I think about this alot. Modern elections have turned into political investigations where the goal is to get more dirt on the opponent than they can get on you. But in some ways this causes a self policing effect and hopefully stops rampant corruption at the highest levels of government.


> hopefully stops rampant corruption at the highest levels of government

I think we have a strong proof that that isn't the case.


If the most recent election cycles are any indication, rampant corruption is something many politicians are proud of


I used to figure I might run for public office some day; no longer. I haven't done anything that would merit a scandal or be counted as "dirt", but that doesn't change it. I don't want a bunch of busybodies poking into ever detail of my life, and more importantly, don't want that to happen to my family.


If modern politics is any guide, the takeaway is that you are able to run for office no matter what happened in your personal life.

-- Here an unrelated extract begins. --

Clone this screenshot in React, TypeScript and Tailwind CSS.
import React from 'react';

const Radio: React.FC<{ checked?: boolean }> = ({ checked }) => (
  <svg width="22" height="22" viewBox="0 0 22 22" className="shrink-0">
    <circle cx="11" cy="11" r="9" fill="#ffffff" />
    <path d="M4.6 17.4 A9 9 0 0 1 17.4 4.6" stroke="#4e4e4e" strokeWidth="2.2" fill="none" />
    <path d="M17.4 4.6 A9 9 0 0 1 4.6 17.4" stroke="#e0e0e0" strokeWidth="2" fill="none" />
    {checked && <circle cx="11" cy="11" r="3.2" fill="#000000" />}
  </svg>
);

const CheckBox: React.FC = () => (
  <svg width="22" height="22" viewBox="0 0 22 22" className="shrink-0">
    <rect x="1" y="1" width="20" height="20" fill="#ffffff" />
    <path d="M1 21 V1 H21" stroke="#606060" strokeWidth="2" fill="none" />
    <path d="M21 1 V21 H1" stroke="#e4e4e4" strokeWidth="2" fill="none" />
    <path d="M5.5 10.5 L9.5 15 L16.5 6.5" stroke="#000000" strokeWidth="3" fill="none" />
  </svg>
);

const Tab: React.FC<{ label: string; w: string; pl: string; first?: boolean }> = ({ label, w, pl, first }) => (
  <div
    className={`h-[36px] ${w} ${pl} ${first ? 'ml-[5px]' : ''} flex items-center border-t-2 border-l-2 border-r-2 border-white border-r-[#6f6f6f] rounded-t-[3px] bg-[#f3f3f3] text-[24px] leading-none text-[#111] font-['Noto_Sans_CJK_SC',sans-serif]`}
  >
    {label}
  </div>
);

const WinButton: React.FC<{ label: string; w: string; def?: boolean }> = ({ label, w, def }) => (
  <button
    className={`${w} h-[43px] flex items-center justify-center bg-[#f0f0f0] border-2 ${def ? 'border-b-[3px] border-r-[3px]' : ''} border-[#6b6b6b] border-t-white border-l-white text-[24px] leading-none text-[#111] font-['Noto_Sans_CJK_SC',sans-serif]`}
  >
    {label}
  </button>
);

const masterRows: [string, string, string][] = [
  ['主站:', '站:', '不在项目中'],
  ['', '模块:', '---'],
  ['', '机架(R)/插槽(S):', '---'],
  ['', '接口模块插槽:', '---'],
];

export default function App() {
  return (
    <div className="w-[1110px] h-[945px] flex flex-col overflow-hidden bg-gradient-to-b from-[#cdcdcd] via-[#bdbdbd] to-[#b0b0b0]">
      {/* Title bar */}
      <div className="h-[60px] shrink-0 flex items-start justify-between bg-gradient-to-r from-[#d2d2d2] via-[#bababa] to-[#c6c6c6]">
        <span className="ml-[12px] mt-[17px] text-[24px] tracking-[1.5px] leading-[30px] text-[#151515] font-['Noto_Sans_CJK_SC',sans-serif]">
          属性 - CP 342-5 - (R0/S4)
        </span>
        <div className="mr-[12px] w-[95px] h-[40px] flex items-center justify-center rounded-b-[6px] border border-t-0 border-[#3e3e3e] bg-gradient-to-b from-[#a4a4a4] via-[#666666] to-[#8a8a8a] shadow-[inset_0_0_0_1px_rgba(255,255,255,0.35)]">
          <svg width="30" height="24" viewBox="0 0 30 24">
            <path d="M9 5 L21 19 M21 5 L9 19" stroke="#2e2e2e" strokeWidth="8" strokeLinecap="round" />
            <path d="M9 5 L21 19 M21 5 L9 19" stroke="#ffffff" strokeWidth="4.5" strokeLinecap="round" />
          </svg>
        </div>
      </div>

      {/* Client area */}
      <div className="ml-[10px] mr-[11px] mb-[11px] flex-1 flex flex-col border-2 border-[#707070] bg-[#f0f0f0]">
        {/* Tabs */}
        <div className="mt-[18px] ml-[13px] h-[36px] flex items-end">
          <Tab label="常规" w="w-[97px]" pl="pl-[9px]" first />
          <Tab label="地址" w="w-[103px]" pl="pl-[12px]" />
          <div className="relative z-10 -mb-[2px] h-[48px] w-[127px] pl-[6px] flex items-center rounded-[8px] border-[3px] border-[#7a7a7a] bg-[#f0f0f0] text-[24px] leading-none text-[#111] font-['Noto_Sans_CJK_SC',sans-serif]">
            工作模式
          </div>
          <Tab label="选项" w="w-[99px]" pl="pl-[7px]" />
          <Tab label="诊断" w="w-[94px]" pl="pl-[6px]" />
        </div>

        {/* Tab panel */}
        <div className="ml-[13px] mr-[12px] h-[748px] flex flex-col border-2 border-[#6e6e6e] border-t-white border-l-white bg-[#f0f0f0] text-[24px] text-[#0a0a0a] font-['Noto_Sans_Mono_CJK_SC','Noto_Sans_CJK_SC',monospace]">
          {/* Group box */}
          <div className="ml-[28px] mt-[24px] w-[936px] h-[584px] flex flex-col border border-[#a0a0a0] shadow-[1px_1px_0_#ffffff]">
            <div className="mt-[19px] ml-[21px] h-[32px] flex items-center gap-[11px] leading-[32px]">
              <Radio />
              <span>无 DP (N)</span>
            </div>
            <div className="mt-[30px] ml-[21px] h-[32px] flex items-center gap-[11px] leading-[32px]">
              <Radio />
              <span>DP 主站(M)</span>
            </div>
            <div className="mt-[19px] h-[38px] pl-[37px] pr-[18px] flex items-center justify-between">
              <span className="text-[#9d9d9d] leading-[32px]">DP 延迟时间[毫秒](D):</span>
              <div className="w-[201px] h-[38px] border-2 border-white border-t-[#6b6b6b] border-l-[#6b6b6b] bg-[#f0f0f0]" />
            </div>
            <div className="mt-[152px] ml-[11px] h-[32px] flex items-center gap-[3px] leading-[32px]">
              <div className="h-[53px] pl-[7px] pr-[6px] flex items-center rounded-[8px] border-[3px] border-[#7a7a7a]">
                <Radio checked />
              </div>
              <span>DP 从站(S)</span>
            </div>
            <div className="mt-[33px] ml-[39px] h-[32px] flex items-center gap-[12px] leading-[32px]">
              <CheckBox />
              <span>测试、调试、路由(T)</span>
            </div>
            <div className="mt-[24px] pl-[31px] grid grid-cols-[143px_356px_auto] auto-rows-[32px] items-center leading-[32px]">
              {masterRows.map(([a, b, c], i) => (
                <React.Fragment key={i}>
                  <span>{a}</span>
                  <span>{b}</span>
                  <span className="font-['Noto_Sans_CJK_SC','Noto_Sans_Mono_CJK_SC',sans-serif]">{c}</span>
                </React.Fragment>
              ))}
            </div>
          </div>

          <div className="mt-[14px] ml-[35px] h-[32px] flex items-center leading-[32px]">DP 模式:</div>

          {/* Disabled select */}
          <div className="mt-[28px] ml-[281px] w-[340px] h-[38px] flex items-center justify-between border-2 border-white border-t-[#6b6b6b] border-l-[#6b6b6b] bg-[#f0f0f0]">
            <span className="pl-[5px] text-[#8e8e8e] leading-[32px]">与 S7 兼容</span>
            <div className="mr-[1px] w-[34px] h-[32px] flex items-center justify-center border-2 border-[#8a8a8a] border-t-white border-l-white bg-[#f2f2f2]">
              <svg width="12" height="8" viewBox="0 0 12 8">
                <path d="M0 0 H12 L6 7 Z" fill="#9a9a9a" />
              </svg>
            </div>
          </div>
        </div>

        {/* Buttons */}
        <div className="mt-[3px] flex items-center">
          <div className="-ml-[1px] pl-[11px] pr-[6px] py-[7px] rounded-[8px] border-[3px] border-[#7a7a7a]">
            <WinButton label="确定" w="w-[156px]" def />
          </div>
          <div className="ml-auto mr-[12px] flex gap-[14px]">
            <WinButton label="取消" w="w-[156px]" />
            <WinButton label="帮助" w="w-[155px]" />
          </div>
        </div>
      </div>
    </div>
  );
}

Your family, I can understand not putting them through that, but there's no reason why you should be ashamed of anything you've done.

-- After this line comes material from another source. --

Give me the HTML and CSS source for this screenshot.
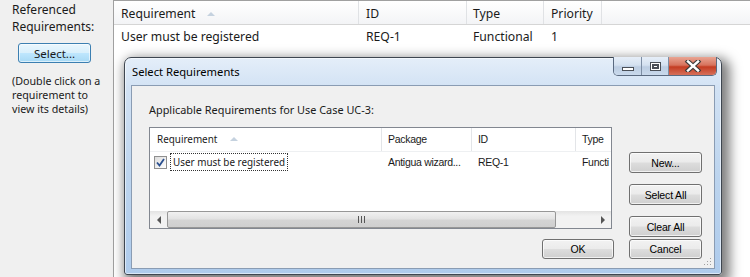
FILE: index.html
```html
<!DOCTYPE html>
<html>
<head>
<meta charset="utf-8">
<link rel="stylesheet" href="styles.css">
</head>
<body>
<div class="app">
  <aside class="side">
    <div class="side-label">Referenced<br>Requirements:</div>
    <button class="btn-hover">Select...</button>
    <div class="side-hint">(Double click on a<br>requirement to<br>view its details)</div>
  </aside>
  <section class="grid">
    <div class="grid-head">
      <div class="gh">Requirement <span class="sort"></span></div>
      <div class="gh">ID</div>
      <div class="gh">Type</div>
      <div class="gh">Priority</div>
      <div class="gh gh-fill"></div>
    </div>
    <div class="grid-row">
      <div class="gc">User must be registered</div>
      <div class="gc">REQ-1</div>
      <div class="gc">Functional</div>
      <div class="gc">1</div>
      <div class="gc"></div>
    </div>
  </section>

  <div class="dialog">
    <div class="titlebar">
      <span class="title">Select Requirements</span>
      <div class="caps">
        <div class="cap cap-min"><span class="min-bar"></span></div>
        <div class="cap cap-max"><span class="max-box"></span></div>
        <div class="cap cap-close">
          <svg width="18" height="12" viewBox="0 0 18 12">
            <path d="M4 1.5 L14 10.5 M14 1.5 L4 10.5" stroke="#3b3b3b" stroke-width="4.6" stroke-linecap="square"/>
            <path d="M4 1.5 L14 10.5 M14 1.5 L4 10.5" stroke="#ffffff" stroke-width="2.4" stroke-linecap="square"/>
          </svg>
        </div>
      </div>
    </div>
    <div class="client">
      <div class="dlg-label">Applicable Requirements for Use Case UC-3:</div>
      <div class="dlg-body">
        <div class="list">
          <div class="list-head">
            <div class="lh lh-req">Requirement <span class="sort sort-l"></span></div>
            <div class="lh lh-ms">Package</div>
            <div class="lh lh-ms">ID</div>
            <div class="lh lh-ms">Type</div>
          </div>
          <div class="list-row">
            <div class="lc lc-req">
              <span class="chk">
                <svg width="9" height="9" viewBox="0 0 9 9"><path d="M1 4.5 L3.5 7.5 L8 1" fill="none" stroke="#2a4f8f" stroke-width="1.8"/></svg>
              </span>
              <span class="focus">User must be registered</span>
            </div>
            <div class="lc lc-ms">Antigua wizard...</div>
            <div class="lc lc-ms">REQ-1</div>
            <div class="lc lc-ms">Functi</div>
          </div>
          <div class="hscroll">
            <div class="sb-arrow"><span class="tri-l"></span></div>
            <div class="thumb"><span class="grip"><i></i><i></i><i></i></span></div>
            <div class="sb-track"></div>
            <div class="sb-arrow"><span class="tri-r"></span></div>
          </div>
        </div>
        <div class="btn-col">
          <button class="btn">New...</button>
          <button class="btn">Select All</button>
          <button class="btn">Clear All</button>
        </div>
      </div>
      <div class="dlg-foot">
        <button class="btn btn-ok">OK</button>
        <button class="btn">Cancel</button>
      </div>
      <div class="grip-corner">
        <svg width="8" height="8" viewBox="0 0 8 8">
          <rect x="6" y="0" width="1" height="1" fill="#a0a0a0"/>
          <rect x="3" y="3" width="1" height="1" fill="#a0a0a0"/>
          <rect x="6" y="3" width="1" height="1" fill="#a0a0a0"/>
          <rect x="0" y="6" width="1" height="1" fill="#a0a0a0"/>
          <rect x="3" y="6" width="1" height="1" fill="#a0a0a0"/>
          <rect x="6" y="6" width="1" height="1" fill="#a0a0a0"/>
        </svg>
      </div>
    </div>
  </div>
</div>
</body>
</html>
```

FILE: styles.css
```css
* { box-sizing: border-box; }
html, body { margin: 0; padding: 0; }
body {
  width: 750px;
  height: 277px;
  overflow: hidden;
  background: #f0f0f0;
  font-family: "Noto Sans", "Open Sans", sans-serif;
  font-size: 12px;
  color: #1a1a1a;
}
.app {
  position: relative;
  display: flex;
  height: 277px;
}
.side {
  width: 113px;
  flex: none;
  padding: 1px 0 0 12px;
  display: flex;
  flex-direction: column;
  align-items: flex-start;
}
.side-label { line-height: 17px; font-size: 12px; }
.btn-hover {
  margin: 8px 0 0 6px;
  width: 73px;
  height: 20px;
  border: 1px solid #3c7fb1;
  border-radius: 3px;
  background: linear-gradient(#eaf6fd, #d9f0fc 48%, #bee6fd 52%, #a7d9f5);
  font-family: inherit;
  font-size: 11.5px;
  color: #1a1a1a;
  padding: 0;
  box-shadow: inset 0 0 0 1px rgba(255,255,255,0.6);
}
.side-hint { margin-top: 11px; line-height: 14px; font-size: 10.7px; }

.grid {
  flex: 1;
  background: #fff;
  border-left: 1px solid #a0a0a0;
  border-top: 1px solid #a0a0a0;
  font-size: 12.2px;
}
.grid-head, .grid-row {
  display: grid;
  grid-template-columns: 245px 108px 77px 58px 1fr;
}
.grid-head {
  height: 24px;
  background: linear-gradient(#ffffff, #f3f4f6);
  border-bottom: 1px solid #d5d5d5;
}
.gh {
  border-right: 1px solid #e0e2e5;
  padding: 2px 0 0 7px;
  line-height: 21px;
  white-space: nowrap;
}
.gh:nth-child(3) { padding-left: 6px; }
.gh-fill { border-right: none; }
.grid-row { height: 24px; }
.gc { padding-left: 7px; line-height: 24px; white-space: nowrap; }
.gc:nth-child(3) { padding-left: 6px; }
.sort {
  display: inline-block;
  width: 0; height: 0;
  border-left: 4px solid transparent;
  border-right: 4px solid transparent;
  border-bottom: 4px solid #c5d2df;
  margin-left: 8px;
  vertical-align: 2px;
}
.sort-l { margin-left: 10px; }

/* dialog */
.dialog {
  position: absolute;
  left: 124px;
  top: 57px;
  width: 598px;
  height: 218px;
  border: 1px solid #3e4650;
  border-radius: 7px 7px 3px 3px;
  background: linear-gradient(#e4eef9, #d2e2f4 30px, #bcd4ee 120px, #aecbec);
  box-shadow: 4px 5px 12px 4px rgba(0,0,0,0.5), inset 0 0 0 1px rgba(255,255,255,0.55);
  display: flex;
  flex-direction: column;
}
.titlebar {
  height: 27px;
  display: flex;
  align-items: flex-start;
  justify-content: space-between;
  padding-left: 7px;
}
.title { font-size: 11.2px; line-height: 16px; margin-top: 6px; color: #000; }
.caps {
  display: flex;
  margin-right: 4px;
  height: 19px;
  margin-top: -1px;
  border: 1px solid #5a6a80;
  border-top: none;
  border-radius: 0 0 5px 5px;
  overflow: hidden;
}
.cap {
  height: 100%;
  display: flex;
  align-items: center;
  justify-content: center;
}
.cap-min, .cap-max {
  width: 27px;
  background: linear-gradient(#e6eef8, #d4e1f0 45%, #bccde2 55%, #c9d9ec);
  border-right: 1px solid #7d8ea4;
}
.cap-min { width: 28px; }
.cap-close {
  width: 47px;
  background: linear-gradient(#e9a593, #d7735d 45%, #c43c22 55%, #d6705a);
}
.min-bar {
  width: 12px; height: 4px;
  background: #fff;
  border: 1px solid #4a4f57;
  margin-top: 6px;
}
.max-box {
  width: 11px; height: 9px;
  border: 1px solid #4a4f57;
  background: #fff;
  box-shadow: inset 0 0 0 1px #fff, inset 0 0 0 3px #4a4f57;
}
.client {
  position: relative;
  margin: 0 6px;
  height: 184px;
  background: #f0f0f0;
  border: 1px solid #8a9cb3;
  padding: 16px 12px 0 17px;
  display: flex;
  flex-direction: column;
}
.dlg-label { line-height: 16px; font-size: 10.9px; }
.dlg-body {
  margin-top: 9px;
  height: 110px;
  display: flex;
  justify-content: space-between;
  align-items: flex-start;
}
.list {
  width: 463px;
  height: 102px;
  background: #fff;
  border: 1px solid #828790;
  display: flex;
  flex-direction: column;
  overflow: hidden;
  font-size: 9.9px;
}
.list-head, .list-row {
  display: grid;
  grid-template-columns: 232px 90px 104px 40px;
}
.list-head { height: 24px; border-bottom: 1px solid #eef0f2; }
.lh {
  line-height: 23px;
  padding-left: 6px;
  border-right: 1px solid #e3e5e8;
  white-space: nowrap;
  overflow: hidden;
}
.lh-req { padding-left: 7px; }
.lh-ms, .lc-ms {
  font-family: "Liberation Sans", Arial, sans-serif;
  font-size: 10.5px;
  letter-spacing: -0.3px;
}
.list-row { height: 18px; margin-top: 1px; }
.lc { line-height: 18px; white-space: nowrap; overflow: hidden; padding-left: 6px; }
.lc-req { display: flex; align-items: center; padding-left: 4px; }
.chk {
  width: 13px; height: 13px;
  border: 1px solid #8f8f8f;
  background: linear-gradient(135deg, #dcdcdc, #ffffff);
  display: flex; align-items: center; justify-content: center;
  flex: none;
}
.focus {
  margin-left: 3px;
  border: 1px dotted #333;
  padding: 0 2px 0 2px;
  line-height: 16px;
}
.hscroll {
  margin-top: auto;
  height: 17px;
  display: flex;
  background: linear-gradient(#e3e3e3, #f2f2f2 30%, #f2f2f2);
}
.sb-arrow {
  width: 17px; flex: none;
  display: flex; align-items: center; justify-content: center;
}
.tri-l, .tri-r { width: 0; height: 0; border-top: 4px solid transparent; border-bottom: 4px solid transparent; }
.tri-l { border-right: 4px solid #555; }
.tri-r { border-left: 4px solid #555; }
.thumb {
  width: 389px; flex: none;
  border: 1px solid #979797;
  border-radius: 2px;
  background: linear-gradient(#f1f1f1, #e3e3e3 45%, #d4d4d4 55%, #cfcfcf);
  display: flex; align-items: center; justify-content: center;
}
.grip { display: flex; gap: 2px; }
.grip i { display: block; width: 1px; height: 7px; background: #555; }
.sb-track { flex: 1; }
.btn-col {
  width: 73px;
  padding-top: 25px;
  display: flex;
  flex-direction: column;
  gap: 11px;
}
.btn {
  width: 73px;
  height: 21px;
  border: 1px solid #707070;
  border-radius: 3px;
  background: linear-gradient(#f2f2f2, #ebebeb 48%, #dddddd 52%, #cfcfcf);
  box-shadow: inset 0 0 0 1px rgba(255,255,255,0.7);
  font-family: "Liberation Sans", Arial, sans-serif;
  font-size: 10.5px;
  letter-spacing: -0.15px;
  color: #000;
  padding: 0;
}
.dlg-foot {
  margin-top: 2px;
  display: flex;
  justify-content: flex-end;
}
.dlg-foot .btn { height: 20px; }
.btn-ok { width: 72px; margin-right: 15px; }
.grip-corner {
  position: absolute;
  right: 2px;
  bottom: 2px;
  width: 8px; height: 8px;
  display: flex;
}
```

Unfortunately the definition of "dirt" has drifted slowly to any moral lapse, which almost every person has at one time committed (at least, among my group of close friends who share that kind of thing, maybe things are more moral somewhere else). It's sort of a slippery slope though - unearthing information of Epstein/Moore type activities is more legitimately in the public interest than Trudeau blackface lapses (arguably). I think the millennial generation will be more forgiving of dumb things done in youth, simply because their dumb things are more thoroughly documented than the boomers/gen-x'ers.


This is the country whose government held that sex with a subordinate is a worse offense than starting a war for personal profit.